Return precisely the span of lines from the top of the material below to the line containing "pictograms ---------- */", both included. Pictures are excluded.
----- RECORDED DATA -----
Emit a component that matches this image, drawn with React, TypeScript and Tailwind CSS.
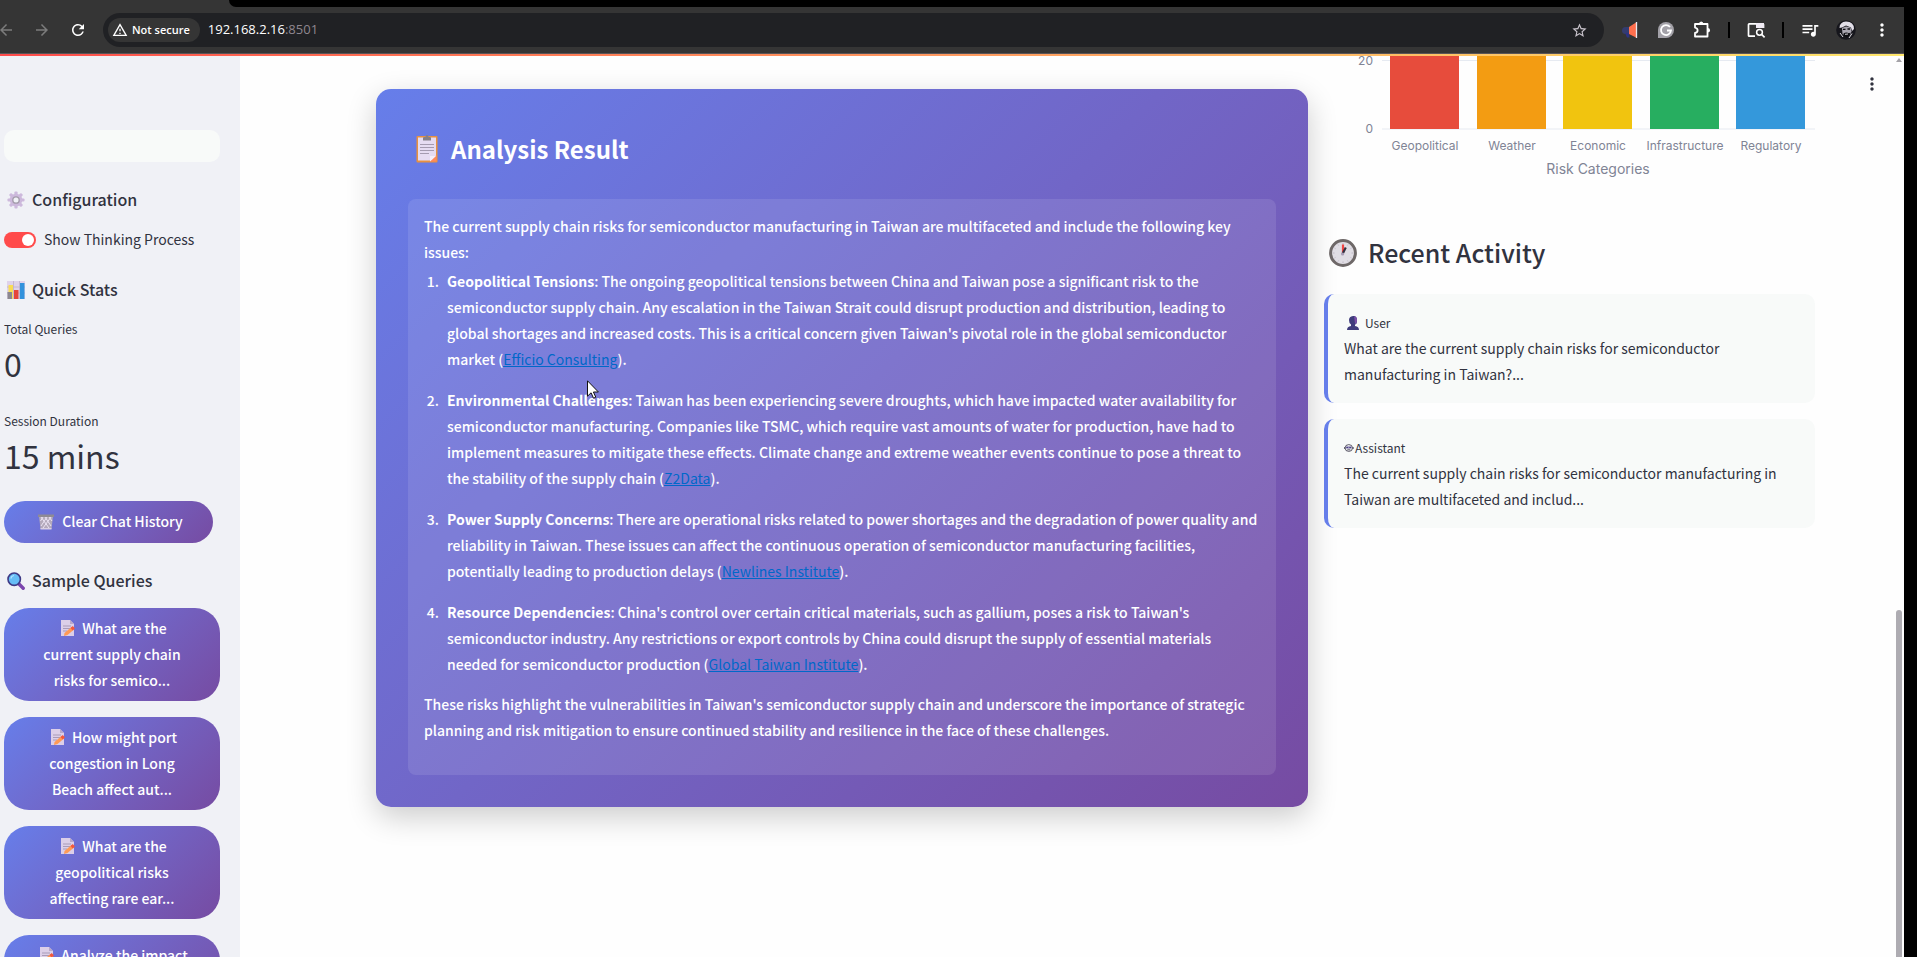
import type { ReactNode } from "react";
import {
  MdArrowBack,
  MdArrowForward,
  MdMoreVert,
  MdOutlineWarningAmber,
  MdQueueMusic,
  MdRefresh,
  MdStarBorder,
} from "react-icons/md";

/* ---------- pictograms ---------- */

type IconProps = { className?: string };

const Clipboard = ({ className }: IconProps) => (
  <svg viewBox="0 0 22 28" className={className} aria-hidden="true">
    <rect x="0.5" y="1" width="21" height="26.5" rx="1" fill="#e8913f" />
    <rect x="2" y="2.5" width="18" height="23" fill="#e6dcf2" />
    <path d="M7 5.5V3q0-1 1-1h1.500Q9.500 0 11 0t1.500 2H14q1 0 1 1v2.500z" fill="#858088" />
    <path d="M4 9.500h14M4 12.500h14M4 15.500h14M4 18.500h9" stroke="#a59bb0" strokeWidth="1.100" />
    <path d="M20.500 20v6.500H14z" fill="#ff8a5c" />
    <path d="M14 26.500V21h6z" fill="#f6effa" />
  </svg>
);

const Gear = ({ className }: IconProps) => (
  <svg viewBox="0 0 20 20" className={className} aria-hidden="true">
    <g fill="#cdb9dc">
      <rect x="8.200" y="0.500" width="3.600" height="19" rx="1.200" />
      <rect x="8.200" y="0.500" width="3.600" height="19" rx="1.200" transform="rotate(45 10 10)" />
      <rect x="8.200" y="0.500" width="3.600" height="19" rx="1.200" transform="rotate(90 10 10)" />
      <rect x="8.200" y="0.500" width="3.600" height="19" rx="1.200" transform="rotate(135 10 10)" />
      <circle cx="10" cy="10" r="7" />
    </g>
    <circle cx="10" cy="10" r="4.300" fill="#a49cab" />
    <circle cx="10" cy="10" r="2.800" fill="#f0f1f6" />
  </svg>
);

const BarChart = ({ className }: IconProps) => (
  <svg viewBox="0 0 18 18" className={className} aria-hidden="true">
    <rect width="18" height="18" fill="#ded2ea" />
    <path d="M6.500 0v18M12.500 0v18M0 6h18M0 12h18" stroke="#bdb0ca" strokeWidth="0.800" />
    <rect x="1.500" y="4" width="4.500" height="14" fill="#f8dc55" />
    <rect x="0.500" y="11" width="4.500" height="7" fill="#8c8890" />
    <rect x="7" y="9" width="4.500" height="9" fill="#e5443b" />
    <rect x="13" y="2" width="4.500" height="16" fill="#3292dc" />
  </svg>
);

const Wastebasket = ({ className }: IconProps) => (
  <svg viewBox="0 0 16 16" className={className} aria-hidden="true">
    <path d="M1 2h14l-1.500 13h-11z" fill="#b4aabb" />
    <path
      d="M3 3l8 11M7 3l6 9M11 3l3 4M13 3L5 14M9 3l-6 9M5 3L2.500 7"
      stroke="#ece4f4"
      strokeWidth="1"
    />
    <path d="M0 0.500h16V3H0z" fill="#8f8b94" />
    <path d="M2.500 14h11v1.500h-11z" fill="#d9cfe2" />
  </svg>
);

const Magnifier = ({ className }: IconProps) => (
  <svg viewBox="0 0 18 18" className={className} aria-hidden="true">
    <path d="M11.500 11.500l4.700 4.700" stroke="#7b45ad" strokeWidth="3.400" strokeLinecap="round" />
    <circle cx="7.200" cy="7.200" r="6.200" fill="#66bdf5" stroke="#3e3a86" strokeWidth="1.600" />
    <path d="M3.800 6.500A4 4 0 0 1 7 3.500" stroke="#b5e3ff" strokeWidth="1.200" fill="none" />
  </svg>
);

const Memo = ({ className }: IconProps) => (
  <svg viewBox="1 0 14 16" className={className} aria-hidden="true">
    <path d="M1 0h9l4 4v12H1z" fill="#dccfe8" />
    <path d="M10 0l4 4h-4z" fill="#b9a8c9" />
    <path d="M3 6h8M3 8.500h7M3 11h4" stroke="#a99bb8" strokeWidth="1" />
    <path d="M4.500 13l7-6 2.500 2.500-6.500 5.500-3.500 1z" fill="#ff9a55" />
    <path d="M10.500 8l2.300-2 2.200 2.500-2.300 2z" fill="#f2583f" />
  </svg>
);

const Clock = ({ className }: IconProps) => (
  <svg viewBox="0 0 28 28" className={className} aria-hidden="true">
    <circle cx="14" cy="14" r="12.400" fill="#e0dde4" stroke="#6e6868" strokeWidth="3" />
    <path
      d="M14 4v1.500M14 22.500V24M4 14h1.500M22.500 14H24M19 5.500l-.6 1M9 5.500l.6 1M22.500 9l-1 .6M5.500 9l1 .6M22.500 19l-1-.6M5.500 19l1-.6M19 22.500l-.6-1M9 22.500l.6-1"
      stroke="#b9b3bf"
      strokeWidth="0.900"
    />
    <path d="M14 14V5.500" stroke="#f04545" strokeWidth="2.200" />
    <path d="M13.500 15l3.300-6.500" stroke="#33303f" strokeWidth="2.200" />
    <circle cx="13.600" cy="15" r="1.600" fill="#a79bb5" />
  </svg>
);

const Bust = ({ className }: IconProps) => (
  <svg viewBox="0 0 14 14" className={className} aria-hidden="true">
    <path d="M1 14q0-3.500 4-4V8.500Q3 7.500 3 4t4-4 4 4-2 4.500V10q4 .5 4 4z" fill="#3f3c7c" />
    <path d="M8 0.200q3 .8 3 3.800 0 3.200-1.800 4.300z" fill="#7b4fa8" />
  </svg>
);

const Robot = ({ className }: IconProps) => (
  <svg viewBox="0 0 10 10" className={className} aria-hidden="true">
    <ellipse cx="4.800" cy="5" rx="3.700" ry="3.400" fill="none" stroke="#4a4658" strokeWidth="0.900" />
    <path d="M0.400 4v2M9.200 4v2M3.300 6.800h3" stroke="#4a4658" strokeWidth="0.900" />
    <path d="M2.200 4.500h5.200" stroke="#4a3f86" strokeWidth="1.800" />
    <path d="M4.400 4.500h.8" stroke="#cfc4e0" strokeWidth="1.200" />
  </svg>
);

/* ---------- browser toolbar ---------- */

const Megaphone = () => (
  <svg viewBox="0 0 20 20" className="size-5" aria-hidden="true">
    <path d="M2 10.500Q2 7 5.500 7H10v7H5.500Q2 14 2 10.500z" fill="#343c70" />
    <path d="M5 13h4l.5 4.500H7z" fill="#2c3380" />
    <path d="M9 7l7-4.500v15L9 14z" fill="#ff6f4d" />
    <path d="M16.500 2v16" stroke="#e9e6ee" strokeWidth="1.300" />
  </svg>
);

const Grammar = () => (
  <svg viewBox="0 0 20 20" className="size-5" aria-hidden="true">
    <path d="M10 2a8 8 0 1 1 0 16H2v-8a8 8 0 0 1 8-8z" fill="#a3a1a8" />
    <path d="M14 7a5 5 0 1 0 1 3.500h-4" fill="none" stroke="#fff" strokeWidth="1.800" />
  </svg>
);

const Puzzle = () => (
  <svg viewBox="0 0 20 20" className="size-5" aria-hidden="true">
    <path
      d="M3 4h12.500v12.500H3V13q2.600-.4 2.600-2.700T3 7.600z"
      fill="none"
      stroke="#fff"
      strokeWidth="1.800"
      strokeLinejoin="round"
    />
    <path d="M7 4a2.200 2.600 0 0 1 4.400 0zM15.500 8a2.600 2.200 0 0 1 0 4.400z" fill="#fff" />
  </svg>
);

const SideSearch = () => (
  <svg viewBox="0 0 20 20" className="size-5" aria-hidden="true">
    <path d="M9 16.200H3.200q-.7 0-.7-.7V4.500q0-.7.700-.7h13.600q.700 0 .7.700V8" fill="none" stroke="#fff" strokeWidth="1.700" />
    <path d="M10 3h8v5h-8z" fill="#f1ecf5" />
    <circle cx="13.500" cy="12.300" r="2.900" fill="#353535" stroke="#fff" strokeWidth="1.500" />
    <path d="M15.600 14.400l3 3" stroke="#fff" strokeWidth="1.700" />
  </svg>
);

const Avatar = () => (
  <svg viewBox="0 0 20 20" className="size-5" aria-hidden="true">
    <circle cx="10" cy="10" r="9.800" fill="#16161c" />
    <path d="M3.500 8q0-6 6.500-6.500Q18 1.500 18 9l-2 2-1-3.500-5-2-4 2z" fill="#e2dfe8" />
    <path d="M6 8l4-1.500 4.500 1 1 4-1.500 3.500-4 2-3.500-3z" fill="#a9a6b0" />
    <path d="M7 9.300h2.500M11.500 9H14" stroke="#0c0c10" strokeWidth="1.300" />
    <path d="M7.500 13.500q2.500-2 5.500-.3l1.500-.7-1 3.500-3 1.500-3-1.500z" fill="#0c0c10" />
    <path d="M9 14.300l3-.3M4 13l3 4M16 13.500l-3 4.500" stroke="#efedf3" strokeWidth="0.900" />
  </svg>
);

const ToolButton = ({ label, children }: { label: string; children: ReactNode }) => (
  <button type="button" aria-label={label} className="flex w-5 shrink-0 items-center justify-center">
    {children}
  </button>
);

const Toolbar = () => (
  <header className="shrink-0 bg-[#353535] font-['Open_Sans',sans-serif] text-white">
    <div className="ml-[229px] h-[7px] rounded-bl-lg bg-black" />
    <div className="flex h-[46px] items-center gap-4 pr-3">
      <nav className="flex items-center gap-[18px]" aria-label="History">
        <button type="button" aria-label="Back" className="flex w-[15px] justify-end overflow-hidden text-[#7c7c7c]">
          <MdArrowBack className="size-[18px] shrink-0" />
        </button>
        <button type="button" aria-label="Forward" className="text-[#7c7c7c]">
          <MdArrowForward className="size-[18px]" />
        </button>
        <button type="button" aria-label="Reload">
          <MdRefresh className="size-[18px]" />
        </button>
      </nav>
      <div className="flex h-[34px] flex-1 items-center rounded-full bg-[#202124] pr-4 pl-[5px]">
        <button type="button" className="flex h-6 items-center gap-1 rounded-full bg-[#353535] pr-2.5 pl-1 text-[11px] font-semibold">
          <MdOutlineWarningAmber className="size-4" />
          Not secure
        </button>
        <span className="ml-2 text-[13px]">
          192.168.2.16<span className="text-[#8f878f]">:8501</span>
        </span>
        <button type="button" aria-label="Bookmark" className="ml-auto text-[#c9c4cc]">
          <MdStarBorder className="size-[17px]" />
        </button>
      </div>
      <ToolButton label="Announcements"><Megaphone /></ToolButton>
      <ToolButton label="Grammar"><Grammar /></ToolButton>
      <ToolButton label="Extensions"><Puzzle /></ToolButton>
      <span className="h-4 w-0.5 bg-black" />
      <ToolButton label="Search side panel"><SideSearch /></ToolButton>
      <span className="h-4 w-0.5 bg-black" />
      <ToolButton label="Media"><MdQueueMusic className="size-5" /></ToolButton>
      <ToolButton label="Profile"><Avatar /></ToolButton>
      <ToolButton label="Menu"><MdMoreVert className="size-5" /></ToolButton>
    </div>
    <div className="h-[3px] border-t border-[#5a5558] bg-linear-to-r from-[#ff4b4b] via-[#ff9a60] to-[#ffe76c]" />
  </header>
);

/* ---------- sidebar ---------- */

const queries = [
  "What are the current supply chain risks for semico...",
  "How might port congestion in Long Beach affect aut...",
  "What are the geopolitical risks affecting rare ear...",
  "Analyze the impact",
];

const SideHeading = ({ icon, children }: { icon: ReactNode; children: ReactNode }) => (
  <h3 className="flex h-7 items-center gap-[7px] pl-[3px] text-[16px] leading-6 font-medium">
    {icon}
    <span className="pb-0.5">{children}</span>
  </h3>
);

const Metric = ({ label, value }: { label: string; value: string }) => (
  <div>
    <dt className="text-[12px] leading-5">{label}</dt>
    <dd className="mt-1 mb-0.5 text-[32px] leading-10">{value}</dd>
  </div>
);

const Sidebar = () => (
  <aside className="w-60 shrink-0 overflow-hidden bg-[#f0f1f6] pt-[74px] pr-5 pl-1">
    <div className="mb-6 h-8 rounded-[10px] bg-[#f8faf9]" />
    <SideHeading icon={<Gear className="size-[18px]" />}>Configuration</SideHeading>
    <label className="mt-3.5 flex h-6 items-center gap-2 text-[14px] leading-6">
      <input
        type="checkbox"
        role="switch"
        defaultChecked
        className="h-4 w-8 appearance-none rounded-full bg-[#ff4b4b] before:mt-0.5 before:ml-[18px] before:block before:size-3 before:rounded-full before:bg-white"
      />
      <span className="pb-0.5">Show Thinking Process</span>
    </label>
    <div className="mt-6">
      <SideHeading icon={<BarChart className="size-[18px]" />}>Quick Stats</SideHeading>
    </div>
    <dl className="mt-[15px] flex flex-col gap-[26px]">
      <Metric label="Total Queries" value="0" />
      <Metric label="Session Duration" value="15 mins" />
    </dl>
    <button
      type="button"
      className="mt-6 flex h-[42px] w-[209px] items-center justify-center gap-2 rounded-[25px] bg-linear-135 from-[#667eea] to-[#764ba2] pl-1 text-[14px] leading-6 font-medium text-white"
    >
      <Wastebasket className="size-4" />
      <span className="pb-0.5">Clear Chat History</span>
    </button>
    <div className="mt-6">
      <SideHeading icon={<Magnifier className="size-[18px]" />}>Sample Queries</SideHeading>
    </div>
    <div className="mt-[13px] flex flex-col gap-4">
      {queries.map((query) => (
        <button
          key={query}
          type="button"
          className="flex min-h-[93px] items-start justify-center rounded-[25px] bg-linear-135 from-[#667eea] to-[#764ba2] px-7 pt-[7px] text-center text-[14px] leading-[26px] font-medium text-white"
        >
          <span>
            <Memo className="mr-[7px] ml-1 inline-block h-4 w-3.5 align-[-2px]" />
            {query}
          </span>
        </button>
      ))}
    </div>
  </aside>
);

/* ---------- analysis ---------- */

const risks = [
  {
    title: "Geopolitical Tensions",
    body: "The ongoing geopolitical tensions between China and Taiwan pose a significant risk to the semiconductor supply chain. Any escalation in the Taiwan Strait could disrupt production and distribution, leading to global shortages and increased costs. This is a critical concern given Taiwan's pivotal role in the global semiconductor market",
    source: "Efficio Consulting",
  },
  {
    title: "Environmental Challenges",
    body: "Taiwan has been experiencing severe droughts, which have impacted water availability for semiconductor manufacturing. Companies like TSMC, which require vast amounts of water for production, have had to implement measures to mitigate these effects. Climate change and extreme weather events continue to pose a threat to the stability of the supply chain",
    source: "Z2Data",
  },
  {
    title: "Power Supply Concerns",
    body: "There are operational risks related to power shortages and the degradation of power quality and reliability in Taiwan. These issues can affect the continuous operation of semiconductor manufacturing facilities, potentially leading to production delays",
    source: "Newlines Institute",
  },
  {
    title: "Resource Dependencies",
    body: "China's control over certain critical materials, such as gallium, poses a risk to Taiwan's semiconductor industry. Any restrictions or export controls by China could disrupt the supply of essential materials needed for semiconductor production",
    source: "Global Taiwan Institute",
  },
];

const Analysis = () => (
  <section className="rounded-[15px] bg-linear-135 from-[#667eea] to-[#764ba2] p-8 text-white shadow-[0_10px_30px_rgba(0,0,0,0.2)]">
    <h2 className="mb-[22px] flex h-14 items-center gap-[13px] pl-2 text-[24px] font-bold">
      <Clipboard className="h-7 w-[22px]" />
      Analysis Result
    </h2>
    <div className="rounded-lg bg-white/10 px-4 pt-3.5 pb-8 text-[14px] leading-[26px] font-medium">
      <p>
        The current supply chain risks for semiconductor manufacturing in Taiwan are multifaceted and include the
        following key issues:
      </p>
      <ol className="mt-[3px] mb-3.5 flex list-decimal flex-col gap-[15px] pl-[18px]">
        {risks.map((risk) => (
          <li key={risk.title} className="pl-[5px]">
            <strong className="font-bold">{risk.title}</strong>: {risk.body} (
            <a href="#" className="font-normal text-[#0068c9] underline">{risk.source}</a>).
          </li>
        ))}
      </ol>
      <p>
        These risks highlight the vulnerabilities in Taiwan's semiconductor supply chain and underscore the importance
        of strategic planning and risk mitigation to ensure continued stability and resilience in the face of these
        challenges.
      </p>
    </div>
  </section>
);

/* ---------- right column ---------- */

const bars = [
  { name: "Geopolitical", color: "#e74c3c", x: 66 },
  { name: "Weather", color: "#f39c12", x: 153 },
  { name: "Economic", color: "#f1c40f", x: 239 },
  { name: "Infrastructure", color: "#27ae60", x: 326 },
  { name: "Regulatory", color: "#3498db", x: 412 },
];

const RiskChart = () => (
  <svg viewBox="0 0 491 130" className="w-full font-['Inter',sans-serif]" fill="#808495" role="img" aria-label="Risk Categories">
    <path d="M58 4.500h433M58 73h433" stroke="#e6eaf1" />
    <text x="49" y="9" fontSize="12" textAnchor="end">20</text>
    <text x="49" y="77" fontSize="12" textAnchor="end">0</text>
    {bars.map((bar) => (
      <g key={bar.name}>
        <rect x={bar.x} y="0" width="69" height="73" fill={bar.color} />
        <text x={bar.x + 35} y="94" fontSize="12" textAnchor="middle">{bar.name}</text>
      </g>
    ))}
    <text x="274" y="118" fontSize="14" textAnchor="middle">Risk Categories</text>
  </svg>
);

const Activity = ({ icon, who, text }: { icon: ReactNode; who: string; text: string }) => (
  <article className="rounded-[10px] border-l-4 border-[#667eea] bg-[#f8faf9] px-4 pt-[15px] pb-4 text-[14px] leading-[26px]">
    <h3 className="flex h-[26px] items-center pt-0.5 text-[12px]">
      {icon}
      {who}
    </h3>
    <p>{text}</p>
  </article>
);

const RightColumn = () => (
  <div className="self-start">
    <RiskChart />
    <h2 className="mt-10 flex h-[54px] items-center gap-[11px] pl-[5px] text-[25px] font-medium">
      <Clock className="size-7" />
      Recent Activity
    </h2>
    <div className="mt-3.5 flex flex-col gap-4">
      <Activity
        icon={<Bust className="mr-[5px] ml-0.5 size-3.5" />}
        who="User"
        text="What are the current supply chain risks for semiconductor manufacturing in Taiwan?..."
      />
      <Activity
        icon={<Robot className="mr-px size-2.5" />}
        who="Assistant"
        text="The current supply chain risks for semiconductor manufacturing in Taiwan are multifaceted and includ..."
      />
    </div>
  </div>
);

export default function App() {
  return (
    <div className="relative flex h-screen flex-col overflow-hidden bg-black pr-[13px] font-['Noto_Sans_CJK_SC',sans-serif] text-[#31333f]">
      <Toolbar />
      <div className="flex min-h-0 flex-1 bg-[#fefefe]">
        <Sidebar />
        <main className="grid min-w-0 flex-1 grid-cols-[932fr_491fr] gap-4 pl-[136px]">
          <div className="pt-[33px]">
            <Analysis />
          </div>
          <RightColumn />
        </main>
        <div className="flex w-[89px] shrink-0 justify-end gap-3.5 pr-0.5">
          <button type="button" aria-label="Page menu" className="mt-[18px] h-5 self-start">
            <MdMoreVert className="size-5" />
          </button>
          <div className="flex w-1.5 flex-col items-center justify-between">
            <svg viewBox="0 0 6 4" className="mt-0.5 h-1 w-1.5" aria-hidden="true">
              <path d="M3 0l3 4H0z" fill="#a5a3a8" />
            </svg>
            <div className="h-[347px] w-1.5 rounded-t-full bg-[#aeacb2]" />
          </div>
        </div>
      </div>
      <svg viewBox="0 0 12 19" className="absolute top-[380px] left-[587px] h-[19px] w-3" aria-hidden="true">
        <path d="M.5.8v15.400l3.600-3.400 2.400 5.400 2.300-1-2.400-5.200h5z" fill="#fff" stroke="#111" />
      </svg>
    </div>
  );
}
-----
EXPECTED ANSWER =
Emit a component that matches this image, drawn with React, TypeScript and Tailwind CSS.
import type { ReactNode } from "react";
import {
  MdArrowBack,
  MdArrowForward,
  MdMoreVert,
  MdOutlineWarningAmber,
  MdQueueMusic,
  MdRefresh,
  MdStarBorder,
} from "react-icons/md";

/* ---------- pictograms ---------- */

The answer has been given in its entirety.